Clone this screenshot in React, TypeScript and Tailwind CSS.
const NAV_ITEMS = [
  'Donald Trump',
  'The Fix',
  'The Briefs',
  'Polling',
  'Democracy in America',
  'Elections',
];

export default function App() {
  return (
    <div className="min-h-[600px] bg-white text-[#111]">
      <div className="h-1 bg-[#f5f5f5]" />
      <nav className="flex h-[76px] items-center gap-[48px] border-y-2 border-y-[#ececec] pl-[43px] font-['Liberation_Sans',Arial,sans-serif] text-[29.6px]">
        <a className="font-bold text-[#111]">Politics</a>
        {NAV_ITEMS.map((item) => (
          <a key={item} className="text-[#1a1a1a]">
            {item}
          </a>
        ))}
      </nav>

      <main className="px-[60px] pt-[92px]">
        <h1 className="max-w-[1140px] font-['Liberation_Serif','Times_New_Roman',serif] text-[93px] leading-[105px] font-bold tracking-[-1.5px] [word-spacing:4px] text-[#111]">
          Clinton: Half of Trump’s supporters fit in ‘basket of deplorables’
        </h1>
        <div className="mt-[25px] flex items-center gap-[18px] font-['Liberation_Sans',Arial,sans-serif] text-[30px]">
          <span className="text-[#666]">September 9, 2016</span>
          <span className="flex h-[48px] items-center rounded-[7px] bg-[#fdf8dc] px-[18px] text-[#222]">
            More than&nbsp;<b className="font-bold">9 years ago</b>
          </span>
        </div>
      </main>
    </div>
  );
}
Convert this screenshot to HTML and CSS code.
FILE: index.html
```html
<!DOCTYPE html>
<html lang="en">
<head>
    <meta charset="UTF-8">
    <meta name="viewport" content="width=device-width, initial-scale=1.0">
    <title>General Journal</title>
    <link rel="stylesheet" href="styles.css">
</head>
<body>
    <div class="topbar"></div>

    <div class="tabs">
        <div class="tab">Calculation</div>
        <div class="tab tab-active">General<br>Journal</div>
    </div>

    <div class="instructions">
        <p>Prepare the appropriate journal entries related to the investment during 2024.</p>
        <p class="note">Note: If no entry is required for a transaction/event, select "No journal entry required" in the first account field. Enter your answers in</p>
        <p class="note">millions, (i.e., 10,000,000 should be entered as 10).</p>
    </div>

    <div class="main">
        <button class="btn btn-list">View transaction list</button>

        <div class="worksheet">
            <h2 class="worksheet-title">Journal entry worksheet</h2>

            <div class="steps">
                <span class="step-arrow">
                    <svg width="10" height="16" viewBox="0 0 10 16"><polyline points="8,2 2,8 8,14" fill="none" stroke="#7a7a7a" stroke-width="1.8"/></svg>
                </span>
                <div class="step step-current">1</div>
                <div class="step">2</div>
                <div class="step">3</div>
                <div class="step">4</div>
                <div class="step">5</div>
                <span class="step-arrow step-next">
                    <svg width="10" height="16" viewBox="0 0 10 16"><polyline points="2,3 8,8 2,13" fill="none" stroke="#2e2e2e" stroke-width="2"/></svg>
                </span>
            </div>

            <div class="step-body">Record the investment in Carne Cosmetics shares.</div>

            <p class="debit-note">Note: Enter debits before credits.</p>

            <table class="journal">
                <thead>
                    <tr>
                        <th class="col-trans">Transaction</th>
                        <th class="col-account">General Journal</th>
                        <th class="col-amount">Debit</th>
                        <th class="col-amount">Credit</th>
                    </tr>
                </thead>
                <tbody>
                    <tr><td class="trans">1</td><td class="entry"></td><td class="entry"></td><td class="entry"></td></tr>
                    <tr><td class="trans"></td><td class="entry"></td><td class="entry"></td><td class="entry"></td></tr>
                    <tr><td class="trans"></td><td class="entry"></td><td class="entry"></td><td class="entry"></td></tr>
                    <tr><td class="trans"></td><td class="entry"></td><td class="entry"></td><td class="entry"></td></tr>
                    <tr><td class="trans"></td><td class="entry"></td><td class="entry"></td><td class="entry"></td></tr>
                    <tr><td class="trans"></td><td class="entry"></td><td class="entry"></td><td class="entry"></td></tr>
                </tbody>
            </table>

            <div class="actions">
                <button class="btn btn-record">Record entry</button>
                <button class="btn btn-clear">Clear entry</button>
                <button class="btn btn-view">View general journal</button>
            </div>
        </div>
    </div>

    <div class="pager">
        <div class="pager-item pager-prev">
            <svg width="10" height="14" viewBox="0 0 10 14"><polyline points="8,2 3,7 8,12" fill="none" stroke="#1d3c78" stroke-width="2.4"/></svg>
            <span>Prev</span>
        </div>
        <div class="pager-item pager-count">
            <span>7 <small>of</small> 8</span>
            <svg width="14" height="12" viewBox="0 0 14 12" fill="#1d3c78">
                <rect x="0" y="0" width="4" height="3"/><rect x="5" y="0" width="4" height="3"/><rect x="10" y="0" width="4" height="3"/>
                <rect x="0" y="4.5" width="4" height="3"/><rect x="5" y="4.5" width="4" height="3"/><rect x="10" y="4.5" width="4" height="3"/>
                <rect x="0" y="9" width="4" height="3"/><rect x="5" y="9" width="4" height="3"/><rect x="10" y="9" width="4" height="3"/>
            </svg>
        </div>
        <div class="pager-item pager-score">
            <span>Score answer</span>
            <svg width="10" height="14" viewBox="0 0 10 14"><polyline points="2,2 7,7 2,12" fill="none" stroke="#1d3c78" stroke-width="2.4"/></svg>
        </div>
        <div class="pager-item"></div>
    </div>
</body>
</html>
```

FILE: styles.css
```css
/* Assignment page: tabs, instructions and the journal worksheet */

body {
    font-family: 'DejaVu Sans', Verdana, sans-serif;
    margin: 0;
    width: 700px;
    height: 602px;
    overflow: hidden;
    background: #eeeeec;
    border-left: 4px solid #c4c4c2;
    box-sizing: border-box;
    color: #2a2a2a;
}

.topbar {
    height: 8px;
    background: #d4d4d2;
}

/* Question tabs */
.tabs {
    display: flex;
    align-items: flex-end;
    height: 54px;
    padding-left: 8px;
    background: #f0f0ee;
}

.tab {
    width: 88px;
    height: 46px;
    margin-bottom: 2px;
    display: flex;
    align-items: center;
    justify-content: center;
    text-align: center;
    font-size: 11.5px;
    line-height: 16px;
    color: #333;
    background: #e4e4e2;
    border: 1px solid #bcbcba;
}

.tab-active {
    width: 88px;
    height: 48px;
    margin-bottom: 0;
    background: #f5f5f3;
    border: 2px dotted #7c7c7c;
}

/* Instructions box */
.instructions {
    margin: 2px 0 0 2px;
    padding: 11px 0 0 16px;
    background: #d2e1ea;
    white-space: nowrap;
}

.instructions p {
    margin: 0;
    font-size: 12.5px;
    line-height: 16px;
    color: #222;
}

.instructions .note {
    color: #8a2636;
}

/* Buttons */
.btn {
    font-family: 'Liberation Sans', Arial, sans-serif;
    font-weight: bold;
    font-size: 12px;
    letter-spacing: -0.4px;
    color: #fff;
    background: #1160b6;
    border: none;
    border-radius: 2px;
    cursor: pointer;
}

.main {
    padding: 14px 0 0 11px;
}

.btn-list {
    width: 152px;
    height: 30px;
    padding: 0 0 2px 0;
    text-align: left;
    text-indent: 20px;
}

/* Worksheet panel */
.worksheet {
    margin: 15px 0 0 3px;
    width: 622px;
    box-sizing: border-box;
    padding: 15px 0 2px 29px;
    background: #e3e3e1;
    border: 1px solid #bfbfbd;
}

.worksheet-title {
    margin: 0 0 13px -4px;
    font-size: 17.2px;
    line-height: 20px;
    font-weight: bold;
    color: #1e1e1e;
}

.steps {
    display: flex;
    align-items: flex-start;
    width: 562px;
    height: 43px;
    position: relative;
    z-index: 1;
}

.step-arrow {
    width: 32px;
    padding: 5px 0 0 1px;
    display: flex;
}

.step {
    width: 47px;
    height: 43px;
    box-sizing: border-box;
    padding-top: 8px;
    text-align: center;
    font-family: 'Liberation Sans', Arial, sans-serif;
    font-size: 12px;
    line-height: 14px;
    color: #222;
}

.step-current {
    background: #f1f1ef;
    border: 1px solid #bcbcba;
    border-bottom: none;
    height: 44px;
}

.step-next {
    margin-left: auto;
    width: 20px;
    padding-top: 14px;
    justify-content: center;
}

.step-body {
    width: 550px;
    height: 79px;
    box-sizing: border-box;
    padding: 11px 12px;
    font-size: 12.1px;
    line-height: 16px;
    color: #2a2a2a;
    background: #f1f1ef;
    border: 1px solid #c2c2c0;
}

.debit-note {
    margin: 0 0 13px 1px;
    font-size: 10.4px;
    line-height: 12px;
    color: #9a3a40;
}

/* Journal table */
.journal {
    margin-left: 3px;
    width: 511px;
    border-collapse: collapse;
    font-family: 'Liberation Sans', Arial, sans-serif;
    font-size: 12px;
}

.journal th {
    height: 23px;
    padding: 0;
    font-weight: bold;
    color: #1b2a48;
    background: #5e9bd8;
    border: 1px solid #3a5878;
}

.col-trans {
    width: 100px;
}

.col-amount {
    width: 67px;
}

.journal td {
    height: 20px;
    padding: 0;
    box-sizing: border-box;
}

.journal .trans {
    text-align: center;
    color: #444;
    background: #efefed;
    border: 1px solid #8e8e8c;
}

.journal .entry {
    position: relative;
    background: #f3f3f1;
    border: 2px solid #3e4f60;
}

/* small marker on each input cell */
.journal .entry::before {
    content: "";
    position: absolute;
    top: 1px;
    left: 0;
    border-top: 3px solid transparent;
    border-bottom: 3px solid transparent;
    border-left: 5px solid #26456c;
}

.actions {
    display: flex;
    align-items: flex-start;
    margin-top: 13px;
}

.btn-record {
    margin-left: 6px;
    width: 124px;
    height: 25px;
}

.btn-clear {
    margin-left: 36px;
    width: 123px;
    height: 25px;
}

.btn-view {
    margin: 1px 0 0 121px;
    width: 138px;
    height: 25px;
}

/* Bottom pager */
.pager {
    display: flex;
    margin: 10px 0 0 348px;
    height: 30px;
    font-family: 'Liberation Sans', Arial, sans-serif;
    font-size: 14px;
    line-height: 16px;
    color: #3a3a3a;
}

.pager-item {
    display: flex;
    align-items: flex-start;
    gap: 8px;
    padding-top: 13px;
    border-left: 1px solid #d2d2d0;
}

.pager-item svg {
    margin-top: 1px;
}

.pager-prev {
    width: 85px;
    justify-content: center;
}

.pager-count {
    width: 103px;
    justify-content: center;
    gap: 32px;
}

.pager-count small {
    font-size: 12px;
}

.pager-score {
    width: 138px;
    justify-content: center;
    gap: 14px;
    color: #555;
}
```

## DIRECTIVE
Copy and report every line where the word "this" is present.

## SOLUTION TO THE EXERCISE
Clone this screenshot in React, TypeScript and Tailwind CSS.
Convert this screenshot to HTML and CSS code.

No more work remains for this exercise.